In today’s day and age, the value of a minute repeater is very limited. Typically, it is seen in novelties and collectable timepieces.
GMT or Greenwich Mean Time is the timezone that we all are very well versed with, and when it comes to watches, it only means a timepiece that can track the time at two different timezones. Your local time as well as home time timezone time.
There are Worldtimer watches that showcase 24 countries, marking the 24 important timezones. Originally, the GMT was developed by Rolex for pilots, way back in the 1950s, but we all know that GMTs are priceless for globetrotters and high-flyers.
A lot of people debate about the usefulness of the Moonphase Complication. Beyond doubt, the complication looks beautiful on a dial. Especially when some watchmakers go out of their way to celebrate it with an elaborate looking moon and its waxing and waning phases.
However, the truth is that only it showcases the lunar cycle, which can be helpful to those who need to know about the tide and its cycle. Skeptics aside, I personally find this complication very charming and it adds to the beauty of a watch.
The scale on the bezel that you see, is a Tachymeter, and it is used to measure the speed of the person wearing the watch, over a specific distance.
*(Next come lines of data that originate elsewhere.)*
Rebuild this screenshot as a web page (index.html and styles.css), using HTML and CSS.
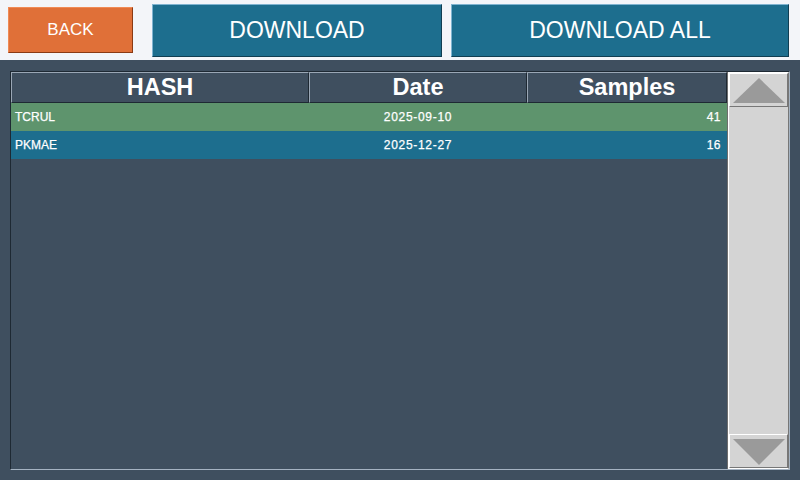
FILE: index.html
```html
<!DOCTYPE html>
<html lang="en">
<head>
    <meta charset="UTF-8">
    <meta name="viewport" content="width=device-width, initial-scale=1.0">
    <title>Samples</title>
    <link rel="stylesheet" href="styles.css">
</head>
<body>
    <div class="topbar">
        <button class="btn btn-back">BACK</button>
        <button class="btn btn-dl">DOWNLOAD</button>
        <button class="btn btn-dl btn-all">DOWNLOAD ALL</button>
    </div>
    <div class="panel">
        <div class="frame">
            <div class="table">
                <div class="head">
                    <div class="hcell c-hash">HASH</div>
                    <div class="hcell c-date">Date</div>
                    <div class="hcell c-samples">Samples</div>
                </div>
                <div class="row row-green">
                    <div class="cell c-hash">TCRUL</div>
                    <div class="cell c-date">2025-09-10</div>
                    <div class="cell c-samples">41</div>
                </div>
                <div class="row row-blue">
                    <div class="cell c-hash">PKMAE</div>
                    <div class="cell c-date">2025-12-27</div>
                    <div class="cell c-samples">16</div>
                </div>
            </div>
            <div class="scrollbar">
                <div class="sbtn">
                    <svg width="56" height="28" viewBox="0 0 56 28"><polygon points="2,27 28,2 54,27" fill="#9a9a9a"/></svg>
                </div>
                <div class="track"></div>
                <div class="sbtn">
                    <svg width="56" height="28" viewBox="0 0 56 28"><polygon points="2,2 54,2 28,28" fill="#9a9a9a"/></svg>
                </div>
            </div>
        </div>
    </div>
</body>
</html>
```

FILE: styles.css
```css
body {
    margin: 0;
    padding: 0;
    width: 800px;
    height: 480px;
    overflow: hidden;
    background: #f3f5f9;
    font-family: "Liberation Sans", Arial, sans-serif;
}
.topbar {
    height: 60px;
    display: flex;
    align-items: flex-start;
    box-sizing: border-box;
}
.btn {
    font-family: "Liberation Sans", Arial, sans-serif;
    color: #fff;
    padding: 0;
    cursor: pointer;
    box-sizing: border-box;
}
.btn-back {
    margin: 7px 0 0 8px;
    width: 125px;
    height: 46px;
    background: #e07038;
    border: 1px solid #f08a55;
    border-right-color: #8a3a14;
    border-bottom-color: #8a3a14;
    font-size: 17px;
}
.btn-dl {
    margin: 4px 0 0 19px;
    width: 290px;
    height: 53px;
    background: #1d6e8e;
    border: 1px solid #7fb3d0;
    border-right-color: #103e52;
    border-bottom-color: #103e52;
    font-size: 23px;
}
.btn-all {
    margin-left: 9px;
    width: 338px;
}
.panel {
    height: 420px;
    background: #3f4f5f;
    padding: 11px 10px 10px 10px;
    box-sizing: border-box;
}
.frame {
    height: 100%;
    display: flex;
    border: 1px solid #1e2933;
    border-right-color: #a5b3c2;
    border-bottom-color: #a5b3c2;
    box-sizing: border-box;
}
.table {
    flex: 1;
    border-right: 1px solid #6e6e6e;
}
.head {
    display: flex;
    height: 31px;
}
.hcell {
    box-sizing: border-box;
    border: 1px solid #9aa7b5;
    border-right-color: #1e2933;
    border-bottom-color: #1e2933;
    color: #fff;
    font-weight: bold;
    font-size: 23.5px;
    text-align: center;
    line-height: 29px;
}
.c-hash {
    width: 298px;
}
.c-date {
    width: 218px;
}
.c-samples {
    flex: 1;
}
.row {
    display: flex;
    height: 28px;
    align-items: center;
    color: #fff;
    font-size: 12px;
    -webkit-text-stroke: 0.25px #fff;
}
.row-green {
    background: #5e946d;
}
.row-blue {
    background: #1d6e8e;
}
.cell.c-hash {
    padding-left: 4px;
    box-sizing: border-box;
}
.cell.c-date {
    text-align: center;
    letter-spacing: 0.7px;
}
.cell.c-samples {
    text-align: right;
    padding-right: 6px;
    letter-spacing: 0.5px;
}
.scrollbar {
    width: 61px;
    display: flex;
    flex-direction: column;
    background: #d4d4d4;
    border: 1px solid #fff;
    border-right-color: #777;
    box-sizing: border-box;
}
.sbtn {
    height: 32px;
    display: flex;
    align-items: center;
    justify-content: center;
    border: 1px solid #fff;
    border-right-color: #777;
    border-bottom-color: #777;
}
.track {
    flex: 1;
}
```
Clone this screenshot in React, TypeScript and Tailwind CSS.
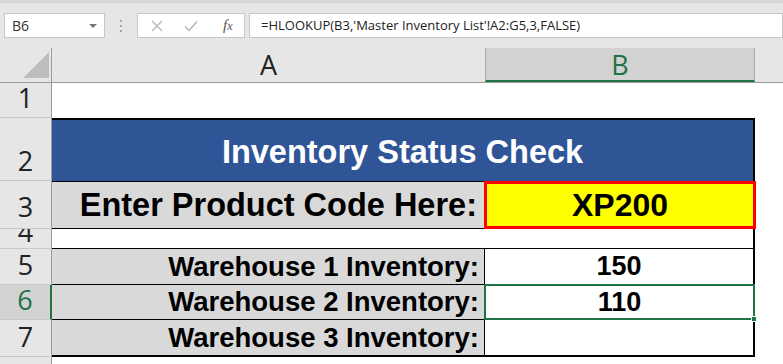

The spacing between the marks on the tachymeter dial are proportional to 1⁄t, where t is the elapsed time.
Many times people confuse the function of a chronograph and a tachymeter. So to end the debate, a chronograph is a stopwatch where as a tachymeter measures speed.
When you learn to appreciate mechanical watches, you will also learn to appreciate the tourbillon – which can also turn out to be one of the most cost-enhancing complications. Some folks believe that the tourbillon is not a complication, as its only job is to make the watch more accurate.
Tourbillon is an elaborate part that takes time to make, and is essentially a cage that spins the balance wheel on its own axis. It helps to negate the effects of gravity and was an important element in pocket watches. With wrist watches, it does add to the novelty of the watch, and unfortunately to the price as well.